[Date Prev][Date Next][Thread Prev][Thread Next][Date Index][Thread Index]
Re: Another glibc Hurd signal code deadlock: Mach thread_suspend sporadi
Re: Another glibc Hurd signal code deadlock: Mach thread_suspend sporadically returning KERN_FAILURE
Thu, 20 Dec 2012 16:16:13 +0100
On Thu, Dec 20, 2012 at 03:25:35PM +0100, Thomas Schwinge wrote:
> So -- what about this failure mode of thread_suspend? Is it expected,
> and needs to be handled? Where is it coming from?
The failure is specific to GNU Mach and was introduced recently in
0a55db5302a78ea51a1b4e4ff3ba632f34b2f6af (Make thread_suspend honor the
TH_UNINT flag). The patch does make sense, but with what we now know,
I would consider it incomplete. There is already far too much busy
waiting in the Hurd. We should rather change thread_suspend so that it
blocks until the target thread state changes.
Other than that, the analysis and the fix look good.

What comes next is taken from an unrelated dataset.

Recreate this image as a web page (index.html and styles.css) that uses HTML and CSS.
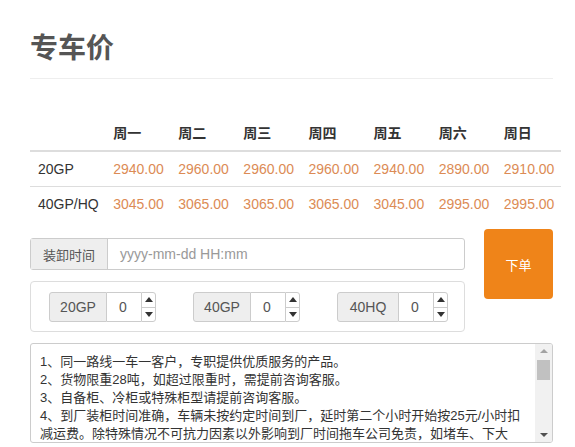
FILE: index.html
```html
<!DOCTYPE html>
<html lang="zh-CN">
<head>
<meta charset="utf-8">
<title>专车价</title>
<link rel="stylesheet" href="styles.css">
</head>
<body>
<div class="page">
  <h2 class="title">专车价</h2>

  <table class="prices">
    <thead>
      <tr>
        <th class="c-label"></th>
        <th>周一</th><th>周二</th><th>周三</th><th>周四</th><th>周五</th><th>周六</th><th>周日</th>
      </tr>
    </thead>
    <tbody>
      <tr>
        <td class="c-label">20GP</td>
        <td class="p">2940.00</td><td class="p">2960.00</td><td class="p">2960.00</td><td class="p">2960.00</td><td class="p">2940.00</td><td class="p">2890.00</td><td class="p">2910.00</td>
      </tr>
      <tr>
        <td class="c-label">40GP/HQ</td>
        <td class="p">3045.00</td><td class="p">3065.00</td><td class="p">3065.00</td><td class="p">3065.00</td><td class="p">3045.00</td><td class="p">2995.00</td><td class="p">2995.00</td>
      </tr>
    </tbody>
  </table>

  <div class="order-row">
    <div class="order-left">
      <div class="input-group">
        <span class="addon">装卸时间</span>
        <span class="field placeholder">yyyy-mm-dd HH:mm</span>
      </div>
      <div class="qty-panel">
        <div class="qty">
          <span class="qty-label">20GP</span>
          <span class="qty-num">0</span>
          <span class="spin"><span class="up"></span><span class="down"></span></span>
        </div>
        <div class="qty">
          <span class="qty-label">40GP</span>
          <span class="qty-num">0</span>
          <span class="spin"><span class="up"></span><span class="down"></span></span>
        </div>
        <div class="qty">
          <span class="qty-label wide">40HQ</span>
          <span class="qty-num">0</span>
          <span class="spin"><span class="up"></span><span class="down"></span></span>
        </div>
      </div>
    </div>
    <div class="order-btn">下单</div>
  </div>

  <div class="notes">
    <div class="notes-text">
      <p>1、同一路线一车一客户，专职提供优质服务的产品。</p>
      <p>2、货物限重28吨，如超过限重时，需提前咨询客服。</p>
      <p>3、自备柜、冷柜或特殊柜型请提前咨询客服。</p>
      <p>4、到厂装柜时间准确，车辆未按约定时间到厂，延时第二个小时开始按25元/小时扣减运费。除特殊情况不可抗力因素以外影响到厂时间拖车公司免责，如堵车、下大雨、大雾等。</p>
    </div>
    <div class="scrollbar">
      <span class="sb-up"></span>
      <span class="sb-thumb"></span>
      <span class="sb-track"></span>
      <span class="sb-down"></span>
    </div>
  </div>
</div>
</body>
</html>
```

FILE: styles.css
```css
* { box-sizing: border-box; }
html, body {
  margin: 0;
  padding: 0;
  background: #fff;
}
body {
  font-family: "Liberation Sans", "Noto Sans CJK SC", sans-serif;
  font-size: 14px;
  color: #333;
  overflow: hidden;
}
.page {
  width: 553px;
  padding: 26px 0 0 30px;
}
.title {
  margin: 0;
  font-family: "Noto Sans CJK SC", sans-serif;
  font-size: 28px;
  font-weight: bold;
  line-height: 40px;
  color: #555;
  padding-bottom: 12px;
  border-bottom: 1px solid #eee;
}
.prices {
  margin-top: 35px;
  border-collapse: collapse;
  width: 531px;
  table-layout: fixed;
}
.prices th, .prices td {
  padding: 8px;
  text-align: left;
  width: 65px;
  white-space: nowrap;
}
.prices th {
  font-family: "Noto Sans CJK SC", sans-serif;
  font-weight: bold;
  line-height: 20px;
  border-bottom: 2px solid #ddd;
  color: #333;
}
.prices td {
  line-height: 18px;
  border-top: 1px solid #ddd;
  color: #333;
}
.prices tbody tr:first-child td { border-top: 0; }
.prices .c-label { width: 75px; }
.prices td.p { color: #dc8b55; }

.order-row {
  display: flex;
  gap: 19px;
  margin-top: 8px;
}
.order-left {
  width: 435px;
  margin-top: 9px;
}
.input-group {
  display: flex;
  height: 32px;
  border: 1px solid #ccc;
  border-radius: 3px;
  font-size: 13px;
}
.addon {
  width: 77px;
  background: #eee;
  border-right: 1px solid #ccc;
  color: #555;
  font-family: "Noto Sans CJK SC", sans-serif;
  display: flex;
  align-items: center;
  justify-content: center;
}
.field {
  flex: 1;
  display: flex;
  align-items: center;
  padding-left: 12px;
  font-size: 14px;
}
.placeholder { color: #999; }

.qty-panel {
  margin-top: 11px;
  border: 1px solid #ddd;
  border-radius: 4px;
  padding: 10px 0 9px 18px;
  display: flex;
  gap: 37px;
}
.qty {
  display: flex;
  height: 30px;
}
.qty-label {
  width: 58px;
  background: #eee;
  border: 1px solid #ccc;
  border-radius: 3px 0 0 3px;
  color: #555;
  display: flex;
  align-items: center;
  justify-content: center;
  font-size: 14px;
}
.qty-label.wide { width: 62px; }
.qty-num {
  width: 34px;
  border-top: 1px solid #ccc;
  border-bottom: 1px solid #ccc;
  display: flex;
  align-items: center;
  padding-left: 12px;
  color: #555;
  font-size: 14px;
}
.spin {
  width: 15px;
  border: 1px solid #ccc;
  border-radius: 0 3px 3px 0;
  display: flex;
  flex-direction: column;
}
.spin .up, .spin .down {
  flex: 1;
  display: flex;
  align-items: center;
  justify-content: center;
}
.spin .up { border-bottom: 1px solid #ccc; }
.spin .up::before {
  content: "";
  border-left: 4px solid transparent;
  border-right: 4px solid transparent;
  border-bottom: 5px solid #333;
}
.spin .down::before {
  content: "";
  border-left: 4px solid transparent;
  border-right: 4px solid transparent;
  border-top: 5px solid #333;
}

.order-btn {
  width: 69px;
  height: 70px;
  background: #ef8419;
  color: #fff;
  border-radius: 4px;
  font-family: "Noto Sans CJK SC", sans-serif;
  font-size: 13px;
  display: flex;
  align-items: center;
  justify-content: center;
}

.notes {
  margin-top: 11px;
  width: 523px;
  height: 100px;
  border: 1px solid #ccc;
  border-radius: 3px;
  display: flex;
  overflow: hidden;
}
.notes-text {
  flex: 1;
  padding: 9px 0 0 9px;
  font-size: 13px;
  line-height: 18px;
  color: #333;
  overflow: hidden;
}
.notes-text p {
  margin: 0;
  width: 488px;
}
.scrollbar {
  width: 17px;
  background: #f1f1f1;
  display: flex;
  flex-direction: column;
  align-items: center;
}
.sb-up, .sb-down {
  height: 14px;
  display: flex;
  align-items: center;
  justify-content: center;
}
.sb-up::before {
  content: "";
  border-left: 4px solid transparent;
  border-right: 4px solid transparent;
  border-bottom: 4px solid #a3a3a3;
}
.sb-down::before {
  content: "";
  border-left: 4px solid transparent;
  border-right: 4px solid transparent;
  border-top: 4px solid #505050;
}
.sb-thumb {
  width: 13px;
  height: 20px;
  margin-top: 2px;
  background: #c1c1c1;
}
.sb-track { flex: 1; }
```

> What I once noticed is that when I attached GDB, the process had mostly
> been paged out (down to two pages, 8 KiB, despite there being no apparent
> memory pressure -- but we know Mach is sometimes doing funny things
> regarding paging), so perhaps TH_UNINT is set during page-in or something
> like that? Hmm...
The TH_UNINT flag is often set in GNU Mach. The main reason is to prevent
leaving an inconsistent state if a thread never resumes. Legacy task
(process) swapping is a likely reason for the state you're observing.